魚も鳥のつがいのようにカップルの関係の深いものがいる。オスがメスの気に入る巣を作り、誘い出して卵を産んでもらい、子育てするというのは結構ある話だ。そういうことをさして、ふつうは夫婦で子育て(多くの場合卵がかえるまでが目的だが。その後の子育てをするのもいないではない)するようなほほえましい行動のように紹介されることが多い。実際かいがいしく卵の世話をしたりする光景は、なんとなくユーモラスで温かいものを感じさせられるものである。
ところでそのようにして、まずはメスの気を引こうとして、自分のエサなどをオスがメスに与えるというのはよくある。そのようにして気に入ってもらい、お互いの愛の巣を育みカップルが成立したとする。あるテレビで見た魚は(おそらく南米の魚だったと思う)そのようにしてカップルが成立した後に、メスの魚を別の水槽に移して隠してみた。その後に別のメスをその水槽に入れると、なんとオスは巣にそのメスを誘いエサを与えるという行動をとるようになるのだという。そうすると鳥のつがいとはまた、別なのか? という疑問がわくだろう。問題はそこからで、今度は別の水槽に移したメスを隣の水槽に並べて、行動が見えるようにする。そうするとオスはこれまでエサをやっていたメスに餌をやる行動をやめ、巣に入ることすらしなくなるのだという。見られていることが分かると、浮気をしなくなるのだ。

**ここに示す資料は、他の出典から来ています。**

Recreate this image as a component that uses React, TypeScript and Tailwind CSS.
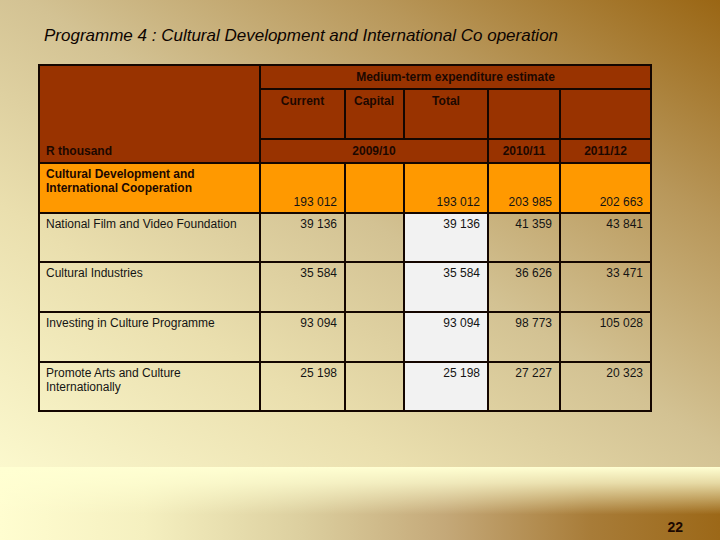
import React from "react";

const rows = [
  { name: "National Film and Video Foundation", current: "39 136", total: "39 136", y2: "41 359", y3: "43 841", h: "h-[49px]" },
  { name: "Cultural Industries", current: "35 584", total: "35 584", y2: "36 626", y3: "33 471", h: "h-[50px]" },
  { name: "Investing in Culture Programme", current: "93 094", total: "93 094", y2: "98 773", y3: "105 028", h: "h-[50px]" },
  { name: "Promote Arts and Culture", name2: "Internationally", current: "25 198", total: "25 198", y2: "27 227", y3: "20 323", h: "h-[49px]" },
];

const cell = "border-2 border-[#140600] p-0";

const App = () => {
  return (
    <div className="w-[720px] h-[540px] flex flex-col overflow-hidden font-['Liberation_Sans',Arial,sans-serif] text-[#141414]">
      {/* Slide body */}
      <div className="flex-1 bg-[linear-gradient(to_top_right,#fbf8cd_0%,#eadfae_28%,#d3c293_52%,#b8975a_76%,#9a6614_100%)] pl-[38px]">
        <h1 className="ml-[6px] mt-[26px] text-[17px] italic leading-[20px] text-[#0d0400]">
          Programme 4 : Cultural Development and International Co operation
        </h1>

        <table className="mt-[18px] w-[613px] table-fixed border-collapse text-[12px] leading-[14px]">
          <colgroup>
            <col className="w-[221px]" />
            <col className="w-[85px]" />
            <col className="w-[59px]" />
            <col className="w-[84px]" />
            <col className="w-[72px]" />
            <col className="w-[91px]" />
          </colgroup>
          <thead className="bg-[#993300] font-bold text-[#1c0800]">
            <tr className="h-[24px]">
              <td rowSpan={3} className={`${cell} align-bottom pl-[6px] pb-[4px]`}>
                R thousand
              </td>
              <td colSpan={5} className={`${cell} text-center`}>
                Medium-term expenditure estimate
              </td>
            </tr>
            <tr className="h-[50px]">
              <td className={`${cell} align-top pt-[4px] text-center`}>Current</td>
              <td className={`${cell} align-top pt-[4px] pl-[8px]`}>Capital</td>
              <td className={`${cell} align-top pt-[4px] text-center`}>Total</td>
              <td className={cell}></td>
              <td className={cell}></td>
            </tr>
            <tr className="h-[24px]">
              <td colSpan={3} className={`${cell} text-center`}>2009/10</td>
              <td className={`${cell} text-center`}>2010/11</td>
              <td className={`${cell} text-center`}>2011/12</td>
            </tr>
          </thead>
          <tbody>
            <tr className="h-[50px] bg-[#ff9900]">
              <td className={`${cell} align-top pl-[6px] pt-[3px] font-bold text-[#1c0800]`}>
                Cultural Development and
                <br />
                International Cooperation
              </td>
              <td className={`${cell} align-bottom text-right pr-[7px] pb-[3px]`}>193 012</td>
              <td className={cell}></td>
              <td className={`${cell} align-bottom text-right pr-[7px] pb-[3px]`}>193 012</td>
              <td className={`${cell} align-bottom text-right pr-[7px] pb-[3px]`}>203 985</td>
              <td className={`${cell} align-bottom text-right pr-[7px] pb-[3px]`}>202 663</td>
            </tr>
            {rows.map((r) => (
              <tr key={r.name} className={r.h}>
                <td className={`${cell} align-top pl-[6px] pt-[3px]`}>
                  {r.name}
                  {r.name2 && (
                    <>
                      <br />
                      {r.name2}
                    </>
                  )}
                </td>
                <td className={`${cell} align-top text-right pr-[7px] pt-[3px]`}>{r.current}</td>
                <td className={cell}></td>
                <td className={`${cell} align-top text-right pr-[7px] pt-[3px] bg-[#f2f2f2]`}>{r.total}</td>
                <td className={`${cell} align-top text-right pr-[7px] pt-[3px]`}>{r.y2}</td>
                <td className={`${cell} align-top text-right pr-[7px] pt-[3px]`}>{r.y3}</td>
              </tr>
            ))}
          </tbody>
        </table>
      </div>

      {/* Footer band */}
      <div className="relative h-[73px] bg-[linear-gradient(to_bottom,#ffffd2_0%,rgba(255,255,210,0.75)_22%,rgba(255,255,210,0)_65%),linear-gradient(to_right,#fffdd0_0%,#f5f0c0_20%,#dccf9f_42%,#c4a878_62%,#a87c38_82%,#9c6818_100%)]">
        <div className="flex h-full items-end justify-end pr-[37px] pb-[4px]">
          <span className="text-[14px] font-bold leading-[18px] text-[#1c0800]">22</span>
        </div>
      </div>
    </div>
  );
};

export default App;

非常に人間的な行動のようにも思われるが、ある意味きわめて合理的なようにも感じられる。ふつうは奥さんに怒られるから(多分怖いからというのはありそうではあるけど)浮気をやめているとも考えられるが、別の水槽から見られているだけで浮気をやめるわけである。何らかの理由で去ってしまったつがいのメスがいなくなったので、新しいメスに乗り換えようとした訳で、つがいのメスが隣の水槽にいることが分かったので、新しいメスから離れたとも考えられる。見られていると都合が悪いというのは人間の感情的なものとしては分かりやすいが、最初のつがいとの関係で一度スイッチのようなものが入るとその関係を優先し、それが無い状態だと次のパートナーへ切り替わるのではないかとも考えられる。前のパートナーをもとの水槽に戻すと激しく怒られるなどしたのならもっと面白そうだが、おそらくまたエサをやり巣に誘うのではなかろうか。
もちろんこのことで、魚であっても関係性を大切にするという根拠にはなるとは考えられる。もともと築いた関係性を大切にして、いわゆるカップルや家族などを形成するようなことの起源があるのかもしれない。初めて会う個体や、なわばりなどがある外部の同類などとは違って、自分の領域で仲良くなる個体を優先して守るというような、本能と関係する感情が生まれていったのではなかろうか。これだけですべてを語ることはできないが、見られているだけで浮気をしないというオスの行動は、オスの狡さの証明とはまた別の問題なのではなかろうか。